A few days ago, reading a reference to a part of London I once worked in, took me back to my favourite pub there, Ye Olde Cheshire Cheese in Fleet Street, one of the oldest pubs in the City of London. There has been a pub at this location since 1538 but it was destroyed in the Great Fire of London in 1666 and rebuilt a couple of years after that. Its atmosphere speaks to me of another time and another place, and as one would expect, it has many literary connections. The etching below of Ye Olde Cheshire Cat dates from 1887 and is from a collection in the British Library.
Ye Olde Cheshire Cheese is a labyrinth of rooms connected by jumbled up passageways but no one is quite sure which parts are original. Some of its earlier wainscoting has gone, most of the interior wood panelling dates from the nineteenth century, but it is claimed that the extensive vaulted cellars below, belonged to a 13th-century Carmelite monastery which once occupied the site.

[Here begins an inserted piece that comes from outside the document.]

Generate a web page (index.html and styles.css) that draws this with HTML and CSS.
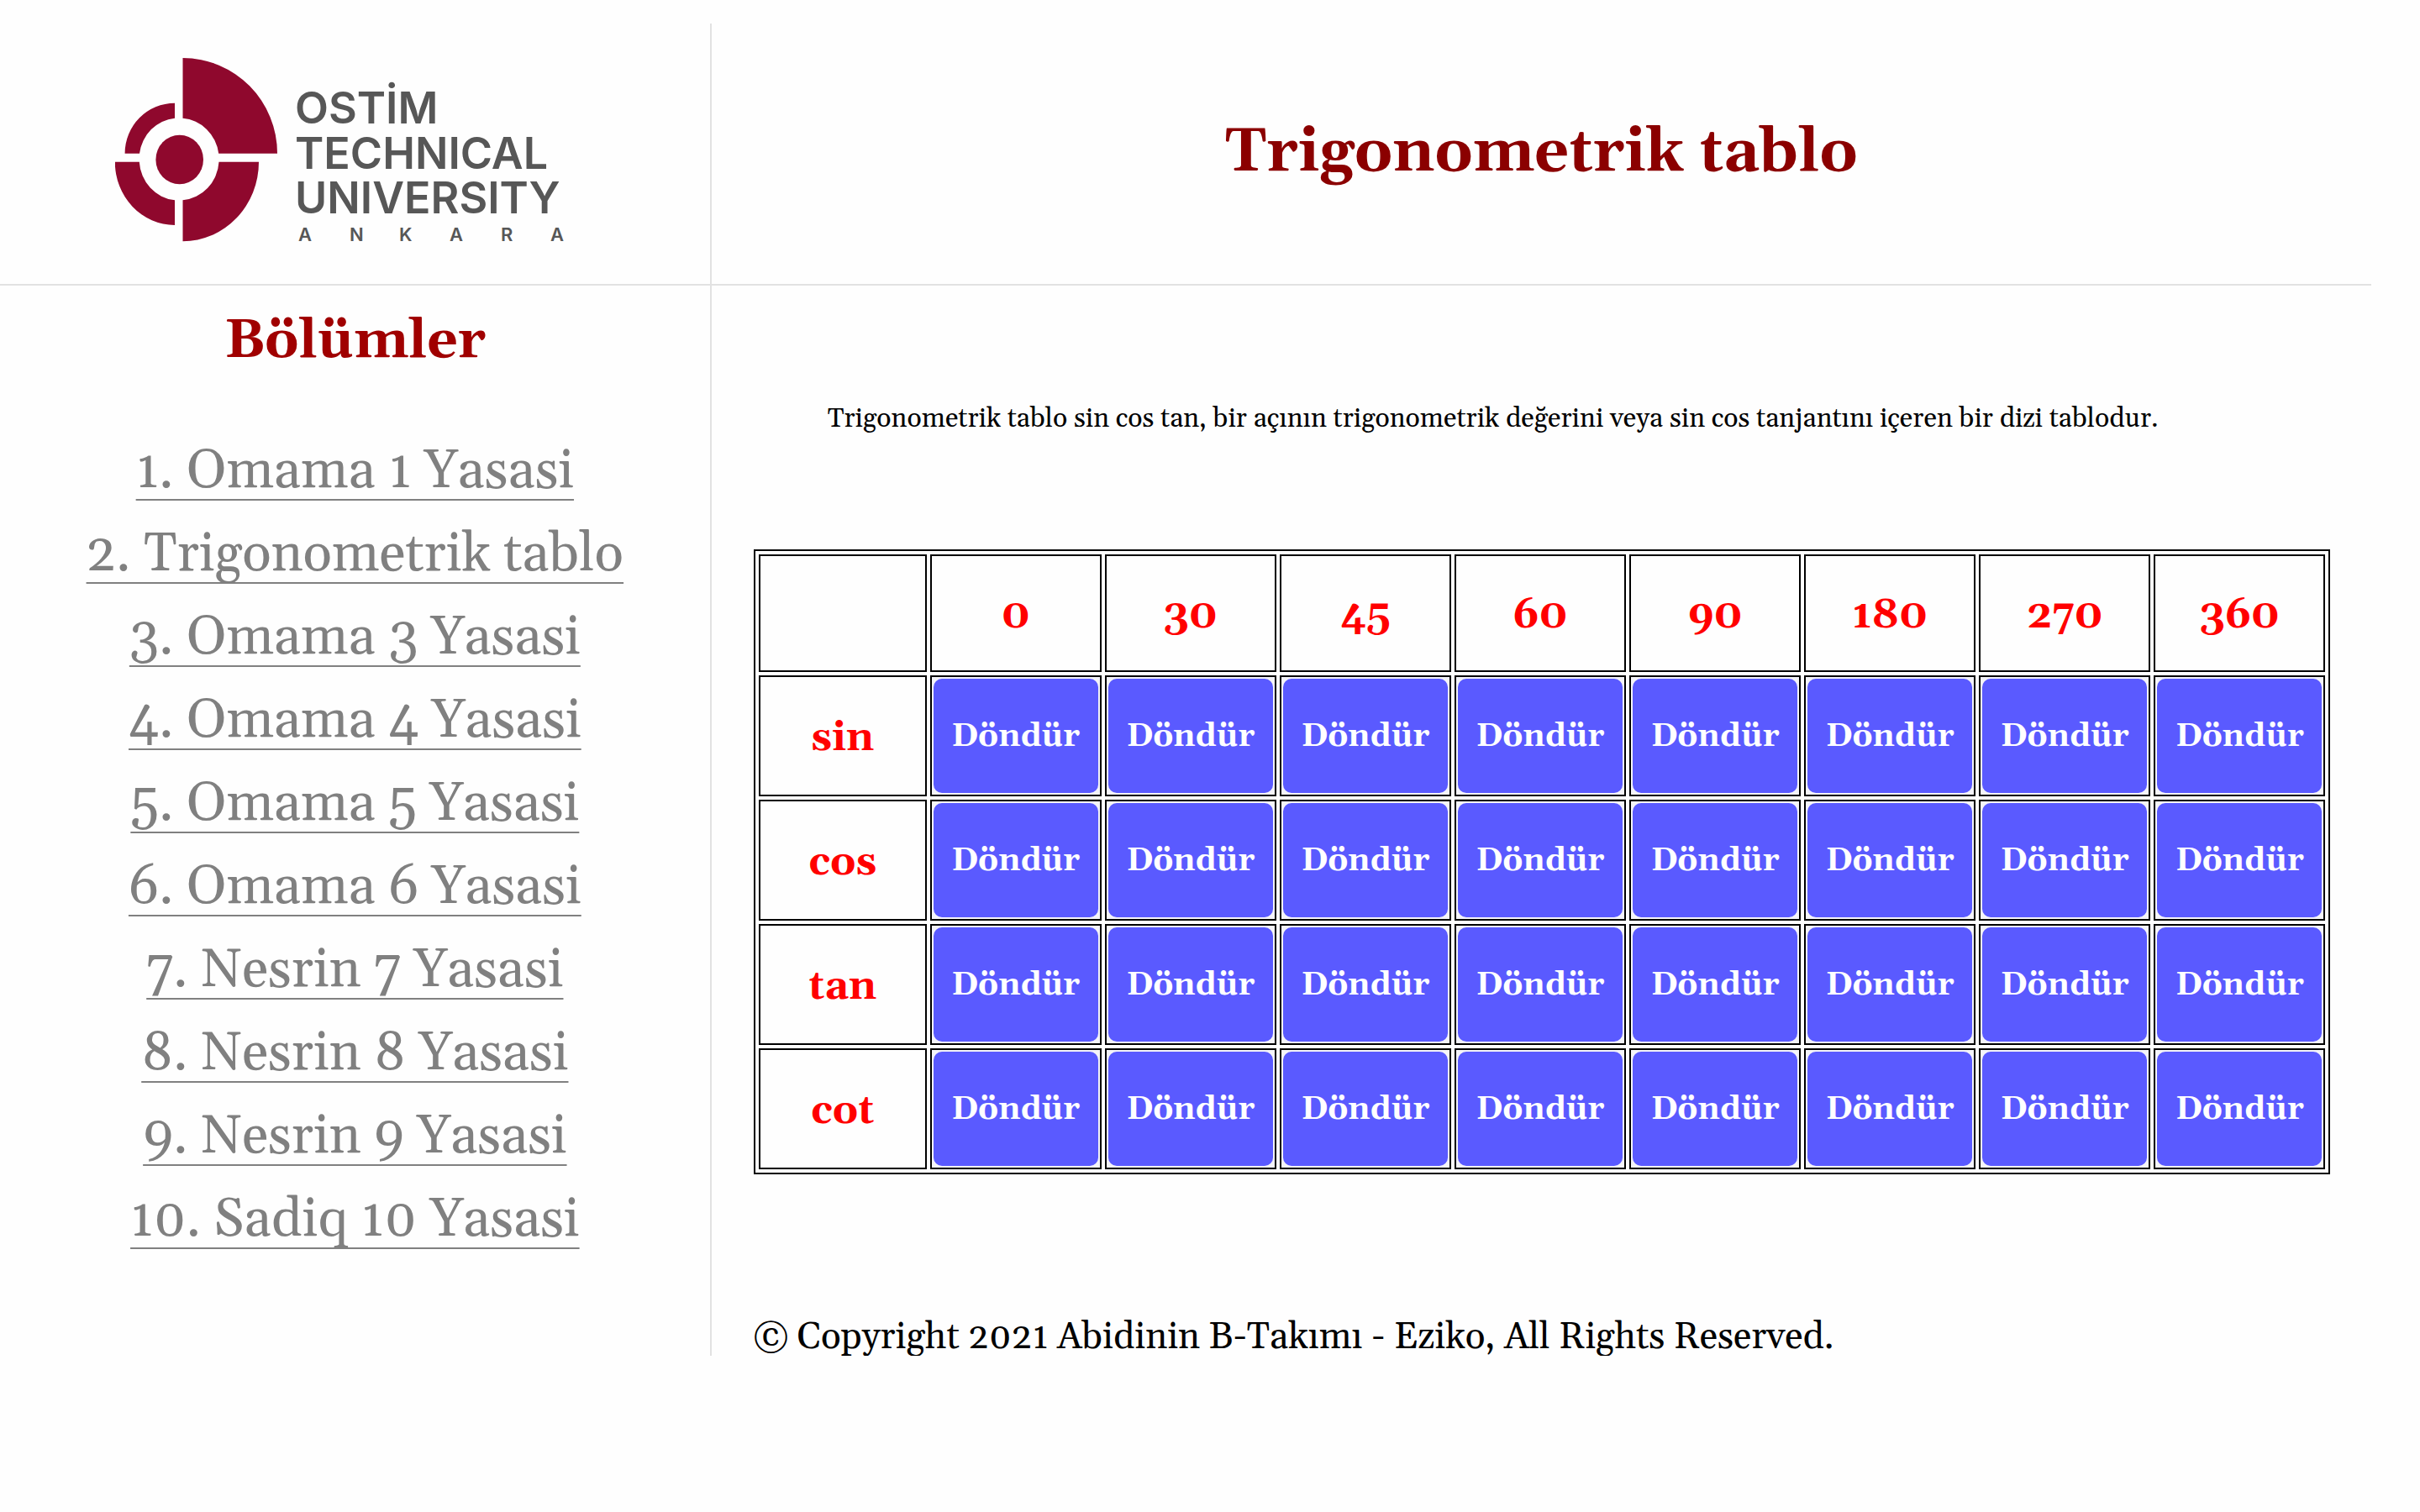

The pub looks deceptively small from outside, but once entered you will find nooks and crannies in the rooms both upstairs and downstairs, with open fireplaces in winter. The “chophouse” (restaurant) is on the ground floor and the pub serves an excellent selection of ales, wines and spirits.
In A Tale of Two Cities, Sidney Carton leads Charles Darnay through Fleet Street “up a covered alleyway into a tavern” where they dined after Darnay’s acquittal and today, patrons still enter via the narrow alley by the side.
The interior walls are decorated with plaques detailing the many literary figures that patronised the pub over the centuries. The famous Dr. Johnson lived just down the street and there is a plaque there to him which is not surprising, aone to Charles Dickens whose characters haunt this area of London, but it was a surprise to find the likes of American Mark Twain, Alfred Lord Tennyson, Sir Arthur Conan Doyle, and P.G. Wodehouse, all regular visitors, honoured in the same way. P.G. Wodehouse famously mentioned the pub in one of his letters when he wrote “I looked in at the Garrick at lunchtime, took one glance …… at the mob, and went off to lunch by myself at the Cheshire Cheese”.
Although Ye Olde Cheshire Cheese is very much on the tourist route along Fleet Street down to The Tower of London and the city, it is still ‘the local’ for those who work in the area and anyone wandering in from the street will immediately feel they are in a London pub. There is a buzz, an atmosphere, and an indefinable aura of the past about the place. In fact, I wouldn’t be surprised if Johnson’s cat wandered in looking for the good Doctor.